Comissão do Senado aprova projeto que muda regras de funcionamento do STF
A oposição a Lula tem afirmado que a predominância da discussão de pautas contra o Supremo Tribunal Federal (STF) representa outro sinal de desgaste ao Planalto.
O líder do governo no Congresso, senador Randolfe Rodrigues (sem partido-AP), já defendeu que o debate em torno desse tipo de proposta não deve ser priorizado.
O parlamentar afirmou ainda que o Senado deveria focar, na reta final de 2023, na discussão da Proposta de Emenda à Constituição (PEC) da reforma tributária.
O calendário deste ano para as pautas prioritárias do Planalto no Senado começa a ficar apertado. Além da reforma tributária, o governo quer avançar em outros dois textos até o início do recesso parlamentar, em 23 de dezembro:
- projeto que prevê a taxação das offshores (investimentos no exterior) e dos fundos exclusivos (fundos de investimento personalizados para pessoas de alta renda)
- projeto que regulamenta e tributa o mercado de apostas esportivas e apostas online
As propostas são consideradas essenciais para equipe econômica, que trabalha para aumentar a arrecadação em 2024 e zerar o déficit nas contas públicas
Também estão no horizonte a aprovação de três leis orçamentárias: PPA (Plano Plurianual), LDO (Lei de Diretrizes Orçamentárias) e a LOA (Lei Orçamentária Anual).
Apesar de o governo dar destaque à pauta econômica, a oposição diz acreditar que há clima para avançar em propostas que representam “respostas” ao STF.
Deputados de oposição ao governo dizem que o presidente do Senado, Rodrigo Pacheco (PSD-MG), tem sinalizado que há disposição para discutir e votar, até o fim deste ano, pautas da ofensiva contra o Supremo.
A sinalização foi suficiente para a oposição desmontar um movimento de obstrução que travava o avanço dos trabalhos na Câmara.
Segundo oposicionistas, entre os projetos, estão duas PECs que alteram o funcionamento do STF. A primeira, já aprovada pela Comissão de Constituição e Justiça (CCJ) do Senado, restringe decisões individuais na Corte.
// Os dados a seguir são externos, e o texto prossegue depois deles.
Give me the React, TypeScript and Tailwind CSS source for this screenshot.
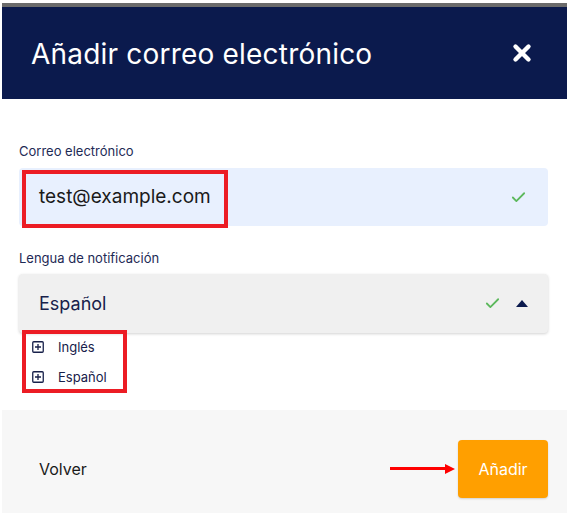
import { X, Check } from "lucide-react";

const font = { fontFamily: "Inter, 'Noto Sans', sans-serif" };

function PlusSquare() {
  return (
    <svg viewBox="0 0 12 12" className="w-[12px] h-[12px]" fill="none" stroke="#17204a" strokeWidth="1.3">
      <rect x="0.75" y="0.75" width="10.5" height="10.5" rx="1" />
      <path d="M6 3v6M3 6h6" />
    </svg>
  );
}

export default function App() {
  return (
    <div className="w-[585px] h-[525px] bg-white pt-[3px] pl-[2px]" style={font}>
      <div className="w-[565px] flex flex-col">
        <div className="h-[4px] bg-[#6b6b6b]" />
        <header className="h-[92px] bg-[#0b1a4d] flex items-center justify-between pl-[29px] pr-[32px]">
          <h1 className="text-white text-[28px] font-normal tracking-[0.2px] mt-[2px]">Añadir correo electrónico</h1>
          <X className="w-[26px] h-[26px] text-white" strokeWidth={4} />
        </header>

        <div className="px-[17px] pt-[44px] pb-[17px] flex flex-col">
          <label className="text-[13px] text-[#1e2a55] leading-[16px]">Correo electrónico</label>
          <div className="relative mt-[9px] h-[58px] w-[529px] bg-[#e8f0fe] rounded-[4px] flex items-center justify-between pl-[20px] pr-[21px]">
            <span className="text-[19px] text-[#1a1a1a]">test@example.com</span>
            <Check className="w-[17px] h-[17px] text-[#5cb85c]" strokeWidth={2.5} />
            <div className="absolute left-[3px] top-[2px] w-[206px] h-[58px] border-[4px] border-[#ec1c24]" />
          </div>

          <label className="mt-[24px] text-[13px] text-[#1e2a55] leading-[16px]">Lengua de notificación</label>
          <div className="mt-[8px] h-[59px] w-[529px] bg-[#f0f0f0] rounded-[4px] shadow-[0_1px_3px_rgba(0,0,0,0.18)] flex items-center justify-between pl-[20px] pr-[20px]">
            <span className="text-[18px] text-[#17204a]">Español</span>
            <div className="flex items-center gap-[15px]">
              <Check className="w-[17px] h-[17px] text-[#5cb85c]" strokeWidth={2.5} />
              <svg viewBox="0 0 12 7" className="w-[12px] h-[7px]">
                <path d="M0 7L6 0l6 7z" fill="#0b1a4d" />
              </svg>
            </div>
          </div>

          <div className="mt-[-3px] ml-[3px] w-[105px] h-[63px] border-[4px] border-[#ec1c24] flex flex-col justify-center gap-[14px] pl-[6px]">
            <div className="flex items-center gap-[14px] leading-[16px]">
              <PlusSquare />
              <span className="text-[13px] text-[#17204a]">Inglés</span>
            </div>
            <div className="flex items-center gap-[14px] leading-[16px]">
              <PlusSquare />
              <span className="text-[13px] text-[#17204a]">Español</span>
            </div>
          </div>
        </div>

        <footer className="h-[103px] bg-[#f7f7f7] flex items-center justify-between pl-[37px] pr-[19px] pt-[14px]">
          <span className="text-[16px] text-[#1a1a1a]">Volver</span>
          <div className="flex items-center gap-[3px]">
            <div className="flex items-center">
              <div className="w-[55px] h-[3px] bg-[#ff0000]" />
              <svg viewBox="0 0 10 10" className="w-[10px] h-[10px]">
                <path d="M0 0L10 5L0 10z" fill="#ff0000" />
              </svg>
            </div>
            <button className="w-[90px] h-[58px] bg-[#ff9f00] rounded-[4px] text-white text-[16px] shadow-[0_1px_2px_rgba(0,0,0,0.15)]">
              Añadir
            </button>
          </div>
        </footer>
      </div>
    </div>
  );
}
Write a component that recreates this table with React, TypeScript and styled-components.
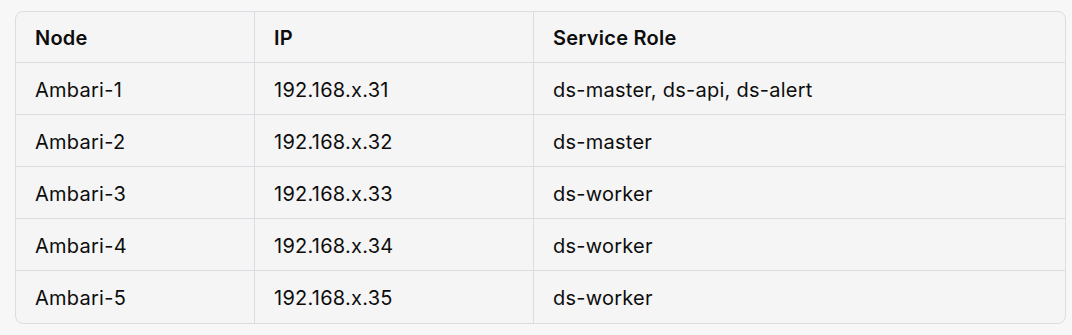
import * as React from 'react'
import styled, { createGlobalStyle } from 'styled-components'

const GlobalStyle = createGlobalStyle`
  body {
    margin: 0;
    background: #f7f7f7;
    font-family: Inter, "Noto Sans", sans-serif;
    color: #0d0d0d;
  }
`

const Page = styled.div`
  padding: 11px 6px 0 15px;
`

const Table = styled.div`
  display: grid;
  grid-template-columns: 239px 279px 1fr;
  width: 1051px;
  box-sizing: border-box;
  border: 1px solid #dcdce3;
  border-radius: 8px;
  background: #f5f5f5;
  overflow: hidden;
`

const Cell = styled.div<{ $head?: boolean; $last?: boolean; $bottom?: boolean }>`
  box-sizing: border-box;
  height: ${p => (p.$head ? 51 : 52)}px;
  display: flex;
  align-items: center;
  padding: 2px 0 0 19px;
  font-size: 20px;
  letter-spacing: 0.25px;
  font-weight: ${p => (p.$head ? 600 : 400)};
  border-right: ${p => (p.$last ? 'none' : '1px solid #dcdce3')};
  border-bottom: ${p => (p.$bottom ? 'none' : '1px solid #dcdce3')};
`

const rows = [
  ['Ambari-1', '192.168.x.31', 'ds-master, ds-api, ds-alert'],
  ['Ambari-2', '192.168.x.32', 'ds-master'],
  ['Ambari-3', '192.168.x.33', 'ds-worker'],
  ['Ambari-4', '192.168.x.34', 'ds-worker'],
  ['Ambari-5', '192.168.x.35', 'ds-worker'],
]

export default function App() {
  return (
    <Page>
      <GlobalStyle />
      <Table>
        {['Node', 'IP', 'Service Role'].map((h, i) => (
          <Cell key={h} $head $last={i === 2}>{h}</Cell>
        ))}
        {rows.map((r, ri) =>
          r.map((c, ci) => (
            <Cell key={ri + '-' + ci} $last={ci === 2} $bottom={ri === rows.length - 1}>
              {c}
            </Cell>
          ))
        )}
      </Table>
    </Page>
  )
}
Já a segunda altera o tempo de mandato de ministros do Supremo.
Também estavam na lista a PEC apresentada por Pacheco que proíbe o porte e o consumo de qualquer tipo de droga, independente da quantidade. E o projeto que convoca plebiscito sobre a descriminalização do aborto. Os dois temas são analisados também pelo STF.
“Para PECs e projetos que versam sobre questões econômicas, do agro e alguns outros temas, a gente [oposição] consegue ter maioria, ou o governo não consegue alcançar o quórum mínimo”, afirma o senador Carlos Portinho.